What is expected: Write the lines out again, from the top of the material to the line containing "import React from 'react';", pictures excluded.

# START OF Stored rows

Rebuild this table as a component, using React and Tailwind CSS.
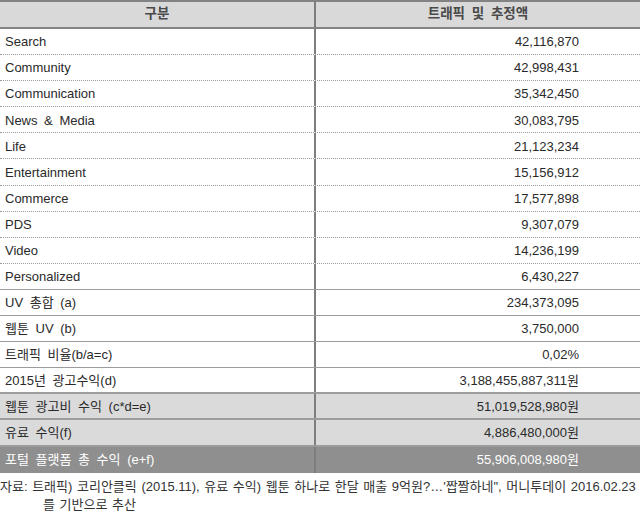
import React from 'react';

const rows = [
  ['Search', '42,116,870', 'dot'],
  ['Community', '42,998,431', 'dot'],
  ['Communication', '35,342,450', 'dot'],
  ['News & Media', '30,083,795', 'dot'],
  ['Life', '21,123,234', 'dot'],
  ['Entertainment', '15,156,912', 'dot'],
  ['Commerce', '17,577,898', 'dot'],
  ['PDS', '9,307,079', 'dot'],
  ['Video', '14,236,199', 'dot'],
  ['Personalized', '6,430,227', 'solid'],
  ['UV 총합 (a)', '234,373,095', 'solid'],
  ['웹툰 UV (b)', '3,750,000', 'solid'],
  ['트래픽 비율(b/a=c)', '0,02%', 'solid'],
  ['2015년 광고수익(d)', '3,188,455,887,311원', 'thick'],
  ['웹툰 광고비 수익 (c*d=e)', '51,019,528,980원', 'gray'],
  ['유료 수익(f)', '4,886,480,000원', 'gray'],
  ['포털 플랫폼 총 수익 (e+f)', '55,906,008,980원', 'dark'],
];

const font = { fontFamily: '"Liberation Sans", "Noto Sans CJK KR", sans-serif' };

function Row({ label, value, kind }) {
  const bg =
    kind === 'gray' ? 'bg-[#dadada] text-[#2a2a2a]' : kind === 'dark' ? 'bg-[#8f8f8f] text-white' : 'bg-white text-[#2a2a2a]';
  const border =
    kind === 'dot'
      ? 'border-b border-dotted border-[#9a9a9a]'
      : kind === 'dark'
      ? ''
      : kind === 'gray' || kind === 'thick'
      ? 'border-b-2 border-[#9c9c9c]'
      : 'border-b border-[#9c9c9c]';
  return (
    <div className={`flex h-[26.1px] box-border text-[13px] [word-spacing:3px] ${bg} ${border}`}>
      <div className="w-[316px] flex items-center pl-[5px] pt-[1px] border-r-2 border-[#7d7d7d]">{label}</div>
      <div className="flex-1 flex items-center justify-end pr-[61px] pt-[1px]">{value}</div>
    </div>
  );
}

export default function App() {
  return (
    <div className="w-[640px] h-[513px] overflow-hidden bg-white" style={font}>
      <div className="flex h-[29px] box-border bg-[#d9d9d9] border-t-2 border-b-2 border-[#838383] text-[13.5px] font-bold text-[#4a4a4a] [word-spacing:3px]">
        <div className="w-[316px] flex items-center justify-center border-r-2 border-[#7d7d7d]">구분</div>
        <div className="flex-1 flex items-center justify-center">트래픽 및 추정액</div>
      </div>
      {rows.map(([l, v, k]) => (
        <Row key={l} label={l} value={v} kind={k} />
      ))}
      <div className="pt-[5px] text-[13px] leading-[18px] text-[#333] whitespace-nowrap [word-spacing:1px]">
        <div>자료: 트래픽) 코리안클릭 (2015.11), 유료 수익) 웹툰 하나로 한달 매출 9억원?…'짭짤하네", 머니투데이 2016.02.23</div>
        <div className="pl-[43px]">를 기반으로 추산</div>
      </div>
    </div>
  );
}
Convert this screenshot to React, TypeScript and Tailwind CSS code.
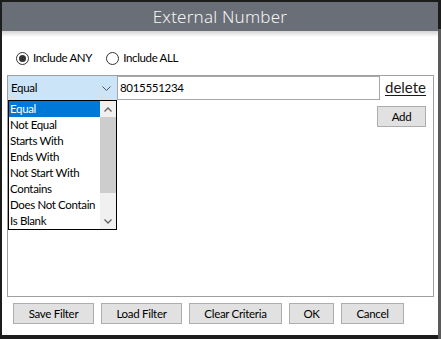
import React, { useState } from 'react';

const ops = [
  'Equal',
  'Not Equal',
  'Starts With',
  'Ends With',
  'Not Start With',
  'Contains',
  'Does Not Contain',
  'Is Blank',
];

const font = { fontFamily: 'Lato, "Noto Sans", sans-serif' };
const titleFont = { fontFamily: '"Noto Sans", "Open Sans", sans-serif' };

function Btn({ label, w }: { label: string; w: string }) {
  return (
    <button
      className={`${w} h-[21px] bg-[#e1e1e1] border border-[#adadad] text-[11.5px] tracking-[-0.3px] leading-none text-black flex items-center justify-center`}
    >
      {label}
    </button>
  );
}

function Radio({ checked, label }: { checked: boolean; label: string }) {
  return (
    <label className="flex items-center gap-[4px]">
      <span className="w-[13px] h-[13px] rounded-full border border-[#333] bg-white flex items-center justify-center">
        {checked && <span className="w-[7px] h-[7px] rounded-full bg-[#333]" />}
      </span>
      <span className="text-[11.5px] tracking-[-0.35px] text-black">{label}</span>
    </label>
  );
}

export default function App() {
  const [any] = useState(true);

  return (
    <div className="w-[441px] h-[339px] bg-[#1c1c1c] flex overflow-hidden" style={font}>
      <div className="pt-[2px] pl-[2px] flex-1 flex flex-col">
        <div className="w-[436px] h-[333px] bg-white flex flex-col">
          {/* title bar */}
          <div
            className="h-[29px] bg-[#6a6e77] flex items-center justify-center text-[17px] font-light text-[#f4f4f4] tracking-[0.2px]"
            style={titleFont}
          >
            External Number
          </div>
          <div className="h-[6px] bg-gradient-to-b from-[#d4d4d4] to-white" />

          {/* any / all */}
          <div className="flex items-center gap-[14px] pl-[14px] mt-[13px] h-[16px]">
            <Radio checked={any} label="Include ANY" />
            <Radio checked={!any} label="Include ALL" />
          </div>

          {/* criteria panel */}
          <div className="ml-[5px] mt-[9px] w-[427px] h-[222px] border border-[#a0a0a0] relative">
            <div className="flex h-[24px]">
              <div className="w-[109px] h-[24px] bg-[#cce4f7] flex items-center justify-between pl-[3px] pr-[6px] text-[11.5px] tracking-[-0.3px] text-black">
                <span>Equal</span>
                <svg width="9" height="6" viewBox="0 0 9 6" className="mt-[1px]">
                  <path d="M0.5 0.5 L4.5 4.5 L8.5 0.5" fill="none" stroke="#555" strokeWidth="1" />
                </svg>
              </div>
              <div className="w-[263px] h-[24px] border border-[#a6a6a6] flex items-center pl-[2px] text-[11.5px] tracking-[-0.3px] text-black">
                8015551234
              </div>
              <a className="ml-[5px] text-[15px] leading-[22px] text-[#1a1a1a] underline underline-offset-2">delete</a>
            </div>

            <div className="flex justify-end pr-[7px] mt-[6px]">
              <Btn label="Add" w="w-[49px]" />
            </div>

            {/* open dropdown list */}
            <div className="absolute left-0 top-[24px] w-[109px] h-[130px] border border-black bg-white flex">
              <div className="flex-1 flex flex-col">
                {ops.map((o, i) => (
                  <div
                    key={o}
                    className={`h-[16px] leading-[16px] text-[11.5px] tracking-[-0.35px] pl-[1px] whitespace-nowrap ${
                      i === 0 ? 'bg-[#0078d7] text-white' : 'text-black'
                    }`}
                  >
                    {o}
                  </div>
                ))}
              </div>
              <div className="w-[16px] bg-[#f0f0f0] flex flex-col">
                <div className="h-[16px] flex items-center justify-center">
                  <svg width="8" height="5" viewBox="0 0 8 5">
                    <path d="M0.5 4.5 L4 1 L7.5 4.5" fill="none" stroke="#606060" strokeWidth="1.3" />
                  </svg>
                </div>
                <div className="h-[76px] bg-[#cdcdcd]" />
                <div className="flex-1" />
                <div className="h-[16px] flex items-center justify-center">
                  <svg width="8" height="5" viewBox="0 0 8 5">
                    <path d="M0.5 0.5 L4 4 L7.5 0.5" fill="none" stroke="#606060" strokeWidth="1.3" />
                  </svg>
                </div>
              </div>
            </div>
          </div>

          {/* bottom buttons */}
          <div className="flex gap-[7px] pl-[11px] mt-[6px]">
            <Btn label="Save Filter" w="w-[81px]" />
            <Btn label="Load Filter" w="w-[81px]" />
            <Btn label="Clear Criteria" w="w-[93px]" />
            <Btn label="OK" w="w-[45px]" />
            <Btn label="Cancel" w="w-[63px]" />
          </div>
        </div>
      </div>
      <div className="w-[3px] bg-[#5a5a5a] mt-[29px]" />
    </div>
  );
}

# END OF Stored rows

Result below:
Rebuild this table as a component, using React and Tailwind CSS.
import React from 'react';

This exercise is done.